Error Handling

Two-tier error strategy — domain errors for graceful failures, infrastructure errors for retries.

The worker uses a two-tier error strategy designed to work with BullMQ's retry mechanism through the RunPod serverless layer.

Error Categories

Domain Errors (No Retry)

Failures caused by the input data — retrying with the same data would produce the same failure. These return a normal response with status: "failed" and an error message.

{
  "version": "1.0.0",
  "status": "failed",
  "error": "Received 8 items, need at least 15 (min_topic_size) for topic modeling",
  "completedAt": "2026-03-21T10:00:00.000Z"
}

RunPod wraps this in { output: { ... } } and returns HTTP 200. The API's TopicModelProcessor sees status: "failed", marks the TopicModelRun as failed with the error message, and advances the pipeline to FAILED. BullMQ does not retry.

Domain error conditions:

Condition	Error Message
Too few items	`Received N items, need at least M (min_topic_size) for topic modeling`
Wrong embedding dimensions	`Expected 768-dim embeddings, got N`
All embeddings are zero vectors	`All embeddings are zero vectors`
Too few items after filtering zeros	`After filtering zero vectors, only N items remain (need M)`
BERTopic produces no topics	`BERTopic produced 0 topics`

Infrastructure Errors (Retry)

Unexpected failures — OOM, CUDA errors, library bugs, etc.
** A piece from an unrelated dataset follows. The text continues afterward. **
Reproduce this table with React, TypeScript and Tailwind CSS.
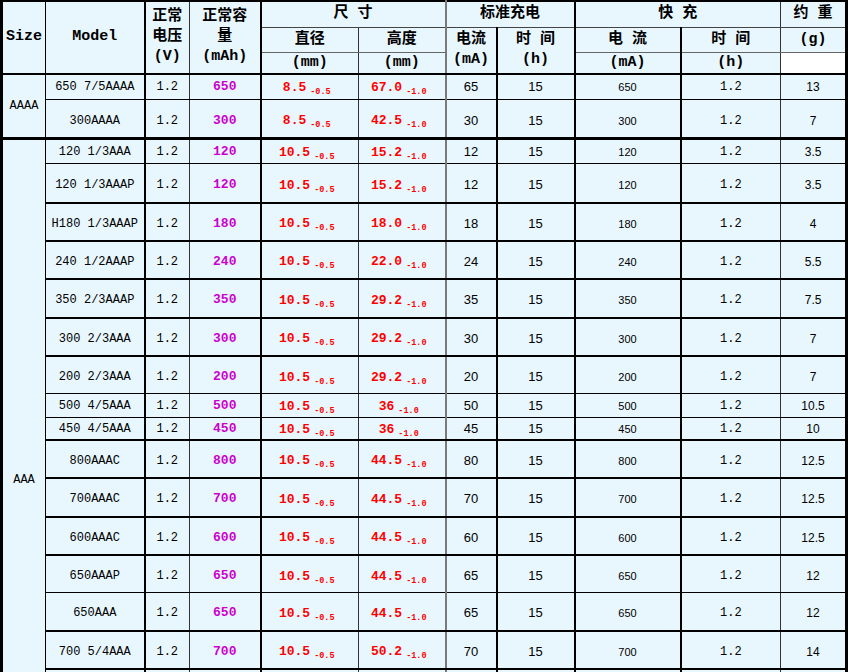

These raise exceptions, which RunPod catches and returns as an error status. BullMQ sees the error and retries with exponential backoff.

except Exception:
    logger.exception("Unexpected error in handler")
    raise  # RunPod returns error → BullMQ retries

The retry configuration is on the API side:

Setting	Default
`BULLMQ_DEFAULT_ATTEMPTS`	3
`BULLMQ_DEFAULT_BACKOFF_MS`	5000 (initial)
`BULLMQ_TOPIC_MODEL_HTTP_TIMEOUT_MS`	300000 (5 min)

Validation Flow

Zero Vector Handling

Embeddings that are zero vectors (norm below 1e-8) are filtered before topic modeling:

Compute L2 norm for each embedding
If all are zero → domain error
If some are zero → log a warning, filter them out, and check remaining count
The corresponding texts and submission IDs are also filtered to maintain alignment

This handles edge cases where the embedding worker returned zeros for certain inputs (e.g., empty strings that passed cleaning).

Auto-Scaling as Error Prevention

Rather than failing immediately on small datasets, the handler auto-scales parameters:

if n_items < min_topic_size * 4:
    scaled_min = max(5, n_items // 5)
    max_neighbors = max(5, n_items - 1)

This prevents UMAP from raising ValueError when n_neighbors > n_samples and gives HDBSCAN a better chance of finding clusters in small datasets. The minimum min_topic_size floor is 5 — below this, topic modeling results are unlikely to be meaningful.